Task goal >>
Copy the data that follows, character for character, minus the pictures.

□ □ □

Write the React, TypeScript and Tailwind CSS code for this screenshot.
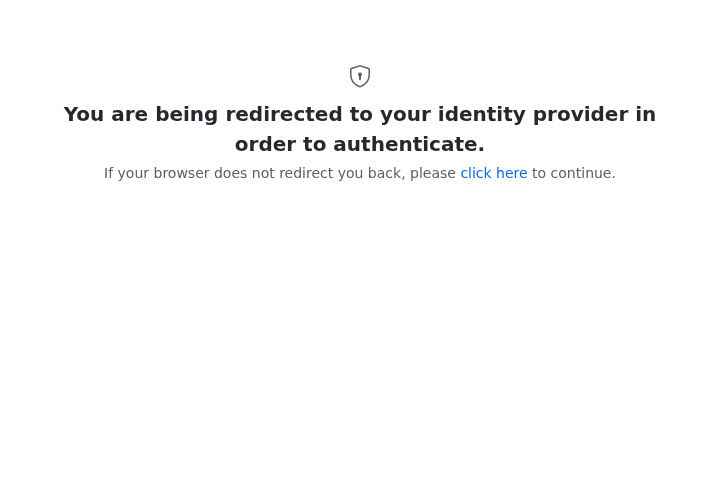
export default function App() {
  return (
    <main className="flex min-h-[480px] flex-col items-center px-12 pt-16 text-center font-['DejaVu_Sans',sans-serif] text-sm leading-[21px] text-[#57606a] will-change-transform">
      <svg width="24" height="24" viewBox="0 0 24 24" fill="currentColor" aria-hidden="true">
        <path
          fillRule="evenodd"
          d="M12.077 2.563a.25.25 0 00-.154 0L3.673 5.24a.249.249 0 00-.173.237V10.5c0 5.461 3.28 9.483 8.43 11.426a.2.2 0 00.14 0c5.15-1.943 8.43-5.965 8.43-11.426V5.476a.25.25 0 00-.173-.237l-8.25-2.676zm-.617-1.426a1.75 1.75 0 011.08 0l8.25 2.675A1.75 1.75 0 0122 5.476V10.5c0 6.19-3.77 10.705-9.401 12.83a1.699 1.699 0 01-1.198 0C5.771 21.204 2 16.69 2 10.5V5.476c0-.76.49-1.43 1.21-1.664l8.25-2.675zM13 12.232A2 2 0 0012 8.5a2 2 0 00-1 3.732V15a1 1 0 102 0v-2.768z"
        />
      </svg>
      <h3 className="mt-[11px] text-xl leading-[30px] font-bold text-[#24292f]">
        You are being redirected to your identity provider in order to authenticate.
      </h3>
      <p className="mt-1">
        If your browser does not redirect you back, please{" "}
        <a href="#" className="text-[#0969da]">click here</a> to continue.
      </p>
    </main>
  );
}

□ □ □

Final answer >>
Write the React, TypeScript and Tailwind CSS code for this screenshot.
export default function App() {
  return (
    <main className="flex min-h-[480px] flex-col items-center px-12 pt-16 text-center font-['DejaVu_Sans',sans-serif] text-sm leading-[21px] text-[#57606a] will-change-transform">
      <svg width="24" height="24" viewBox="0 0 24 24" fill="currentColor" aria-hidden="true">
        <path
          fillRule="evenodd"
          d="M12.077 2.563a.25.25 0 00-.154 0L3.673 5.24a.249.249 0 00-.173.237V10.5c0 5.461 3.28 9.483 8.43 11.426a.2.2 0 00.14 0c5.15-1.943 8.43-5.965 8.43-11.426V5.476a.25.25 0 00-.173-.237l-8.25-2.676zm-.617-1.426a1.75 1.75 0 011.08 0l8.25 2.675A1.75 1.75 0 0122 5.476V10.5c0 6.19-3.77 10.705-9.401 12.83a1.699 1.699 0 01-1.198 0C5.771 21.204 2 16.69 2 10.5V5.476c0-.76.49-1.43 1.21-1.664l8.25-2.675zM13 12.232A2 2 0 0012 8.5a2 2 0 00-1 3.732V15a1 1 0 102 0v-2.768z"
        />
      </svg>
      <h3 className="mt-[11px] text-xl leading-[30px] font-bold text-[#24292f]">
        You are being redirected to your identity provider in order to authenticate.
      </h3>
      <p className="mt-1">
        If your browser does not redirect you back, please{" "}
        <a href="#" className="text-[#0969da]">click here</a> to continue.
      </p>
    </main>
  );
}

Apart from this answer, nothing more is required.